Entretanto, por algum motivo, depois de trabalhar com Tim Burton, Francis Ford Coppola e Martin Scorsese e de receber duas indicações ao Oscar, os olhos de Winona têm brilhado menos, assim como sua estrela. Envolveu-se em escândalos, foi presa por roubo, foi indicada à Framboesa de Ouro... na última vez que a vi, em 2002, em “Simone”, ela interpretava, ironicamente, uma atriz que abandona as filmagens – e era coadjuvante de uma atriz virtual. Olhos furiosos, mas sempre belos e expressivos.

O trabalho mais recente de Winona se chama “A scanner darkly”, uma animação de ficção científica que deve estrear no Brasil em agosto. Richard Linklater na direção e Keanu Reeves como protagonista prometem. Quem sabe esteja aí uma oportunidade para Winona Ryder brilhar de novo nas telas – e aquela mocinha descobrir como seus olhos se parecem com os de Winona.


(foto: www.kaputz.com)

3.5.06

Operação mãos limpas


Por esta o Lula não esperava. Duas semanas depois de o Brasil atingir a “auto-suficiência” na produção de petróleo, tão martelada em publicidade da Petrobras, o governo de Evo Morales decide nacionalizar o setor petrolífero e de gás na Bolívia, o que quer dizer: todas as empresas estrangeiras que exploram petróleo e gás natural naquele país terão 180 dias para se submeter ao decreto – ou deixar o solo boliviano. E a maior dessas empresas é justamente a Petrobras, que responde por 15% do PIB da Bolívia. De tão grande, nossa maior estatal assumiu ares de multinacional privada, pois, é claro, não lhe agradaram as medidas do presidente Evo Morales, provando que a pimenta na boca dos outros arde menos.

O governo brasileiro já deixou bem claro que, se a auto-suficiência pode economizar dólares com importação de petróleo, isso não vai fazer diferença nenhuma no nosso bolso: os preços são regidos pelo mercado global e não podem ser reduzidos só por causa da auto-suficiência. Então, que valor efetivo ela tem? Apenas o dos dólares antes gastos na importação, que ficam em Brasília mesmo, à disposição para mordomias ou projetos de lei em ano eleitoral. Em que pese o fato de que essas verbas não saiam do Brasil, esta é uma auto-suficiência tão de fachada quando aquele evento comemorado todo dia 7 de setembro.

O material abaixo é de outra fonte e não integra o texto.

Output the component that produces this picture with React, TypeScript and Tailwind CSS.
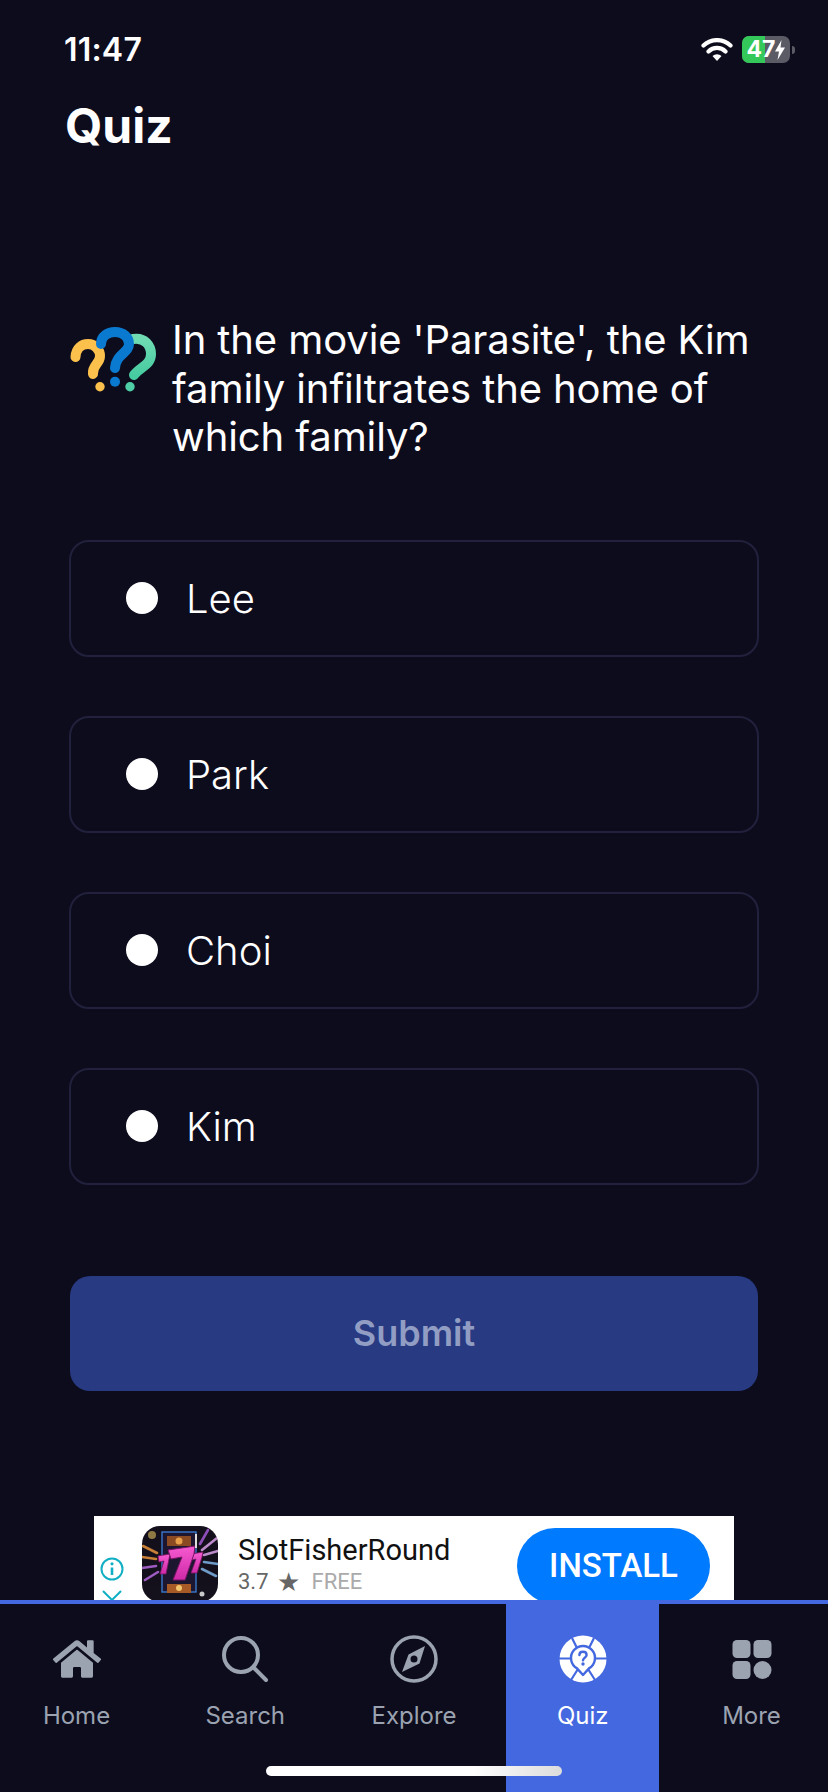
import { FaHome } from "react-icons/fa";

const options = ["Lee", "Park", "Choi", "Kim"];

function QuestionMarks() {
  return (
    <svg viewBox="0 0 86 65" className="h-[65px] w-[86px] shrink-0" fill="none" strokeWidth={10} strokeLinecap="round">
      <defs>
        <linearGradient id="qm-green" x1="0" y1="0" x2="0" y2="1">
          <stop offset="0" stopColor="#6fdcb4" />
          <stop offset="1" stopColor="#47cba0" />
        </linearGradient>
      </defs>
      <path d="M63 12C75 10 81 19 81 27C81 38 70 40 64 48" stroke="url(#qm-green)" />
      <circle cx="60" cy="59.7" r="4.7" fill="#4fcfa5" />
      <path d="M5.5 30C6 21 12 17 18 17C25 17 30 23 30 29C30 37 22 38 23 47" stroke="#fcc14c" />
      <circle cx="30" cy="59.7" r="4.7" fill="#fcc14c" />
      <path d="M31 17C31 9 38 5 45 5C53 5 59 10 59 17C59 26 46 27 45 41" stroke="#0a7ad1" />
      <circle cx="45" cy="54.7" r="5" fill="#0a7ad1" />
    </svg>
  );
}

function SearchIcon() {
  return (
    <svg viewBox="0 0 48 48" className="h-12 w-12" fill="none" stroke="#9ba3b1" strokeWidth={4} strokeLinecap="round">
      <circle cx="20" cy="20" r="17" />
      <path d="M33 33L45 45" />
    </svg>
  );
}

function CompassIcon() {
  return (
    <svg viewBox="0 0 48 48" className="h-12 w-12" fill="none">
      <circle cx="24" cy="24" r="22" stroke="#9ba3b1" strokeWidth={3.5} />
      <path
        fillRule="evenodd"
        d="M35 11L29.5 28.5L12 37L18.5 19.5ZM24 20.5A3.5 3.5 0 1 0 24 27.5A3.5 3.5 0 1 0 24 20.5Z"
        fill="#9ba3b1"
      />
    </svg>
  );
}

function QuizIcon() {
  return (
    <svg viewBox="0 0 48 48" className="h-12 w-12" fill="none">
      <circle cx="24" cy="24" r="23.5" fill="#fff" />
      <path d="M0 23.5H12M36 23.5H48M13 3L17.5 12M35 3L30.5 12M12 45L19 34M36 45L29 34" stroke="#4468e0" strokeWidth={2.2} />
      <path d="M24 40L18 33.4A12 12 0 1 1 30 33.4Z" fill="#fff" stroke="#4468e0" strokeWidth={2.4} strokeLinejoin="round" />
      <path d="M20.4 20C20.4 18 22.1 16.8 24 16.8C26 16.8 27.6 18.1 27.6 20C27.6 22.5 24.2 22.8 24 25.4" stroke="#4468e0" strokeWidth={2.4} strokeLinecap="round" />
      <circle cx="24" cy="29" r="1.7" fill="#4468e0" />
    </svg>
  );
}

function MoreIcon() {
  return (
    <svg viewBox="0 0 40 40" className="h-10 w-10" fill="#9ba3b1">
      <rect x="0.5" y="1" width="18" height="18" rx="4.5" />
      <rect x="21.5" y="1" width="18" height="18" rx="4.5" />
      <rect x="0.5" y="22" width="18" height="18" rx="4.5" />
      <circle cx="30.5" cy="31" r="9" />
    </svg>
  );
}

function SlotIcon() {
  return (
    <svg viewBox="0 0 76 76" className="h-[76px] w-[76px] shrink-0 rounded-[18px]">
      <defs>
        <linearGradient id="slot-seven" x1="0" y1="0" x2="0" y2="1">
          <stop offset="0" stopColor="#f65ad0" />
          <stop offset="1" stopColor="#cf2aa8" />
        </linearGradient>
      </defs>
      <rect width="76" height="76" fill="#15111c" />
      <g strokeWidth={2.6} strokeLinecap="round" opacity={0.85}>
        <path d="M1 20L15 27M0 31L14 33" stroke="#e8933c" />
        <path d="M0 42L14 40M3 54L16 46" stroke="#b56adf" />
        <path d="M75 12L60 24M76 25L62 29" stroke="#d9a3e8" />
        <path d="M76 38L62 36M74 50L60 43" stroke="#7fb4e8" />
        <path d="M66 4L58 18" stroke="#a45ad6" />
      </g>
      <circle cx="10" cy="9" r="4" fill="#8f7a44" />
      <rect x="20" y="6" width="34" height="60" fill="#1d1630" stroke="#3d7fd9" strokeWidth={1.3} />
      <rect x="25" y="10" width="24" height="10" fill="#8c4a22" />
      <circle cx="37" cy="15" r="3.5" fill="#e8a04a" />
      <rect x="25" y="58" width="24" height="9" fill="#a85a26" />
      <circle cx="37" cy="62" r="3" fill="#f2c46b" />
      <circle cx="60" cy="68" r="2.5" fill="#c9c9c9" />
      <path d="M16 30L28 28L27 33L24 48L18 48L22 35L17 36Z" fill="url(#slot-seven)" stroke="#7b1466" strokeWidth={0.8} />
      <path d="M50 28L61 26L60 31L55 47L49 47L54 33L50 34Z" fill="url(#slot-seven)" stroke="#7b1466" strokeWidth={0.8} />
      <path d="M26 24L53 20L52 28L43 54L31 54L40 31L29 33Z" fill="url(#slot-seven)" stroke="#7b1466" strokeWidth={1} />
      <rect x="53" y="8" width="2" height="14" fill="#ddd" />
    </svg>
  );
}

function AdBanner() {
  return (
    <div className="mx-auto flex h-[84px] w-[640px] shrink-0 overflow-hidden bg-white">
      <div className="ml-[5px] flex w-[25px] shrink-0 flex-col items-center pt-[41px]">
        <svg viewBox="0 0 24 24" className="h-6 w-6 shrink-0" fill="none" stroke="#12afc4" strokeWidth={2}>
          <circle cx="12" cy="12" r="10.5" />
          <path d="M12 10.5V18" strokeWidth={2.6} />
          <circle cx="12" cy="6.8" r="1.6" fill="#12afc4" stroke="none" />
        </svg>
        <svg viewBox="0 0 20 12" className="mt-[9px] h-3 w-5 shrink-0" fill="none" stroke="#12afc4" strokeWidth={2}>
          <path d="M1 1L10 10L19 1" />
        </svg>
      </div>
      <div className="ml-[18px] mt-[10px] shrink-0">
        <SlotIcon />
      </div>
      <div className="ml-5 mt-[14px] w-[279px] shrink-0 font-['Roboto',sans-serif]">
        <div className="text-[29px] leading-[40px] text-[#111]">SlotFisherRound</div>
        <div className="-mt-px flex items-center text-[22px] leading-[26px]">
          <span className="text-[#666]">3.7</span>
          <span className="ml-2 text-[26px] leading-none text-[#666]">★</span>
          <span className="ml-[12px] text-[#aaa]">FREE</span>
        </div>
      </div>
      <div className="mt-3 flex h-[76px] w-[193px] shrink-0 items-center justify-center rounded-full bg-[#007aff] pt-px font-['Roboto',sans-serif] text-[33px] font-medium text-white">
        INSTALL
      </div>
    </div>
  );
}

function NavItem({ label, icon, active }: { label: string; icon: React.ReactNode; active?: boolean }) {
  return (
    <div className={`flex w-[153px] flex-col items-center pt-[31px] ${active ? "bg-[#4468e0] text-white" : "text-[#9ba3b1]"}`}>
      <div className="flex h-12 items-center justify-center">{icon}</div>
      <span className="mt-[18px] text-[24px] leading-[30px]">{label}</span>
    </div>
  );
}

export default function App() {
  return (
    <div className="relative flex h-[1792px] w-[828px] flex-col overflow-hidden bg-[#0d0c1d] font-['Inter',sans-serif] text-white">
      <header className="flex h-[100px] shrink-0 items-start justify-between pl-[64px] pr-[33px] pt-[31px]">
        <span className="text-[32px] font-semibold leading-[38px] tracking-[0.2px]">11:47</span>
        <div className="flex items-center gap-[9px] pt-[5px]">
          <svg viewBox="0 0 32 23" className="h-[23px] w-8">
            <path d="M16 23L11.5 18A6.5 6.5 0 0 1 20.5 18Z" fill="#fff" />
            <path d="M7.5 13.5A12 12 0 0 1 24.5 13.5M2.5 7.5A19.5 19.5 0 0 1 29.5 7.5" fill="none" stroke="#fff" strokeWidth={4.2} strokeLinecap="round" />
          </svg>
          <div className="relative flex h-[27px] w-[48px] items-center justify-center overflow-hidden rounded-[7px] bg-[#5b5b66]">
            <div className="absolute inset-y-0 left-0 w-[23px] bg-[#34c759]" />
            <span className="relative text-[23px] font-bold leading-none">47</span>
            <svg viewBox="0 0 10 20" className="relative h-5 w-[10px]">
              <path d="M6.5 0L0 11.5H4L2.5 20L10 7.5H5.5Z" fill="#fff" />
            </svg>
          </div>
          <div className="-ml-[7px] h-2 w-[3px] rounded-r-full bg-[#5b5b66]" />
        </div>
      </header>

      <h1 className="ml-[65px] shrink-0 text-[48px] font-bold leading-[52px]">Quiz</h1>

      <section className="ml-[70px] mr-[60px] mt-[163px] flex shrink-0 items-start gap-[16px]">
        <div className="pt-[12px]">
          <QuestionMarks />
        </div>
        <p className="pt-px text-[40px] font-normal leading-[48.5px] tracking-[-0.1px]">
          In the movie 'Parasite', the Kim family infiltrates the home of which family?
        </p>
      </section>

      <div className="ml-[69px] mr-[69px] mt-[78px] flex shrink-0 flex-col gap-[59px]">
        {options.map((option) => (
          <div key={option} className="flex h-[117px] items-center rounded-[20px] border-2 border-[#22213d] pl-[55px]">
            <div className="h-8 w-8 rounded-full bg-white" />
            <span className="ml-[28px] pt-[2px] text-[40px] font-light leading-none">{option}</span>
          </div>
        ))}
      </div>

      <button className="ml-[70px] mt-[91px] flex h-[115px] w-[688px] shrink-0 items-center justify-center rounded-[20px] bg-[#273a82] text-[36px] font-semibold text-[#929dc3]">
        Submit
      </button>

      <div className="mt-[125px]">
        <AdBanner />
      </div>

      <nav className="flex h-[192px] shrink-0 justify-between border-t-4 border-[#4468e0]">
        <NavItem label="Home" icon={<FaHome className="h-12 w-12" />} />
        <NavItem label="Search" icon={<SearchIcon />} />
        <NavItem label="Explore" icon={<CompassIcon />} />
        <NavItem label="Quiz" icon={<QuizIcon />} active />
        <NavItem label="More" icon={<MoreIcon />} />
      </nav>

      <div className="absolute bottom-4 left-[266px] h-[10px] w-[296px] rounded-full bg-gradient-to-r from-white from-70% to-[#dcdcdc]" />
    </div>
  );
}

Enquanto o exército boliviano ocupava as instalações da Petrobras no país vizinho, o presidente da estatal, José Carlos Gabrielli, reagia, considerando “unilateral” e “inamistosa” a atitude de Evo Morales. Uma iniciativa nacionalista séria, um golpe de marketing ou um lance populista, como vem dizendo a imprensa internacional? De qualquer forma, uma interessante oportunidade para acompanharmos a diplomacia do governo brasileiro diante de uma saia-justa. Se ele defender unicamente os interesses da Petrobras, põe em jogo os ideais de soberania que sempre foram bandeira do PT. E mais de 50% do gás natural que o Brasil consome vem da Bolívia – seu fornecimento poderia ser comprometido se houvesse um atrito econômico entre os dois países.

Por isso foi convocada uma reunião de emergência entre Lula, Evo Morales e os presidentes da Argentina, Nestor Kirchner, e da Venezuela, Hugo Chávez. Prudentemente, o governo brasileiro divulgou ontem uma nota defendendo o direito soberano da Bolívia de nacionalizar as riquezas do seu subsolo. Pelo menos isso, senhor presidente. Senão, o gesto das mãos sujas de petróleo, repetindo o de Getúlio Vargas em 1952, quando a Petrobras havia sido recém-criada, cairia no vazio.